The total number of likes, comments, shares and re-tweets, indicates to brands how many users have not only seen the product, but also gives an insight as to how users feel about the product.
With engagement, brands can easily trace which content, from which influencer and on which platform was most successful. This is done by ascertaining cost per engagement (CPE), by simply dividing campaign cost (how much you were compensated) by the total number of engagements on the sponsored post
CPE = investment/ Engagements]
The growth of the brands social media following since the commence of the marketing campaign is a good indicator of potential new customers your sponsored post has brought in. By following the brand, users show interest in what they have to offer.
Brands estimate it by comparing the number of followers, they had pre and post campaign manually or tracking their new followers in platforms such as Buffer. However, if a brand’s campaign involves more than one influencer it’s much more difficult to pin point which influencer campaign, the followers have come from.
According to the Rise of Influencers Report, 79% of marketers choose web traffic as their most important metric.

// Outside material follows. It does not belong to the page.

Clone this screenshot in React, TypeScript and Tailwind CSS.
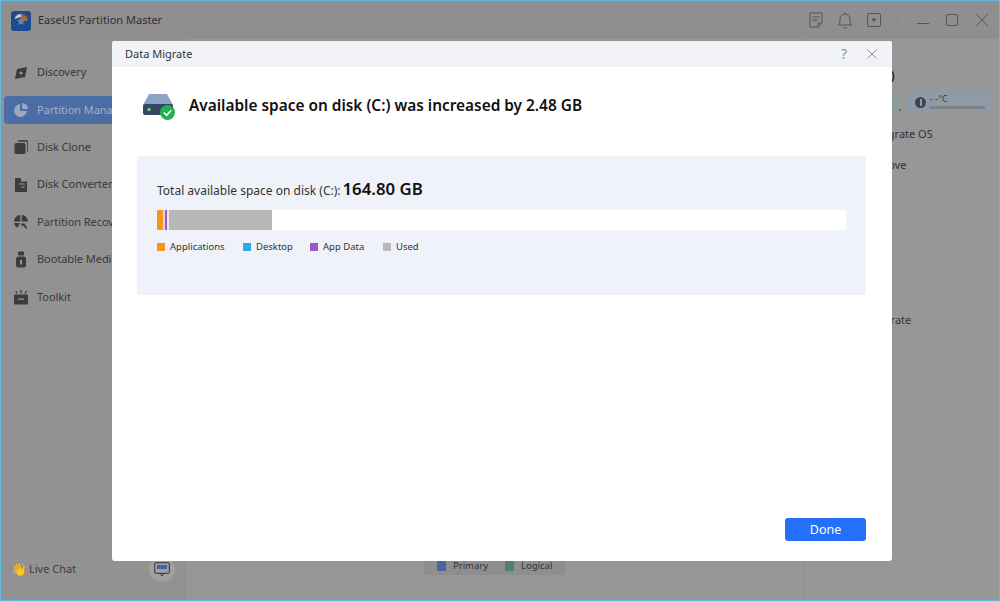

They track whether their website traffic is a result of their collaboration with you by giving you your own unique link to add to your blog. Through your Google Analytics you could also view the number of clicks that link has received. However you should be aware that web traffic in itself is not everything. Brands also consider the users on-site activity and conversions which give more meaningful metrics.
It all comes down to numbers, and when you hear ROI, you think revenue; the sales which you drove and were a direct result of the campaign. Ascertaining sales is tricky and something you won’t be able to estimate, but brands can track conversions, through custom links, promo codes and Isolated marketing.
As mentioned brands provide each influencer with custom links, for each of the platforms they share content on. This way they can track the conversions from each link, determining which influencer brought in the most sales and on which platform. In turn crediting you with the sales which are a direct result from your custom link.
Promo codes which don’t expire is the most foolproof ways of measuring the effectiveness of an influencer. There is no room for error, when brands give you a promotional code specific to your name, they can calculate exactly how many have been submitted. Using promotional codes, not only makes it easy for brands to pin point your sales but also gives you something extra to offer your followers.
In some cases brands will only use influencers to promote a product so as to compare the results with other marketing strategies. If you’re the sole promoter of a product, effectiveness could be easily tracked through the product’s sales and you will be considered as the only driving force for those sales.
Were you worth the investment? How to identify whether your collaboration was a success
Reach, actions and reactions on social media happen within a number of seconds, so brands would typically keep on top of what’s happening as it’s happening. Using the metrics to constantly review, revise and improve your promotion.
Typically marketers would collect the data as close to real time as possible, this way making quick updates and changes, with the campaigns you’re involved in by scaling, re-targeting and optimising.
- Scale- if brands find that your content is bringing greater than expected return, then they might consider you to do more of the same.
- Re-target- if a particular form of content or collaboration is doing well with your audience, the brand may consider you take it to a larger audience on other platforms.
- Optimise- if the collaboration isn’t going anywhere, brands may either choose to change the content, or look for different influencers.
What you can do to help brands track your ROI
- Get your head around custom UTM links, and their function. If the brand doesn't provide you with one, you, yourself can create a custom link for your collaboration. By including the brand's webpage and your details in the link, it will then appear in the brand's Google Analytics as a source, making sure they know exactly where their traffic is coming from.
- Understand how tracking of conversions works, and ask the brand to set goals to track the sales you drove.
- Know that when you collaborate with brands through ZINE, brands can see their ROI in the forms of CPM (cost per thousand impressions) and CPE from each influencer they collaborated with. When the brand is signed up with ZINE, as an influencer all you have to do is tag them in your sponsored posts with their social media handles, and ZINE does all the rest.
It’s important to realise that any individual measurement of ROI is only a piece of its’ overall value. As an influencer, you have limited access to insights, and can use exposure as a rough estimate of the collaborations’ ROI. But it’s important to realise that no single measurement of ROI can be definitive and comprehensive. They are all good indicators of which their overall value needs to be assessed as objectively as possible.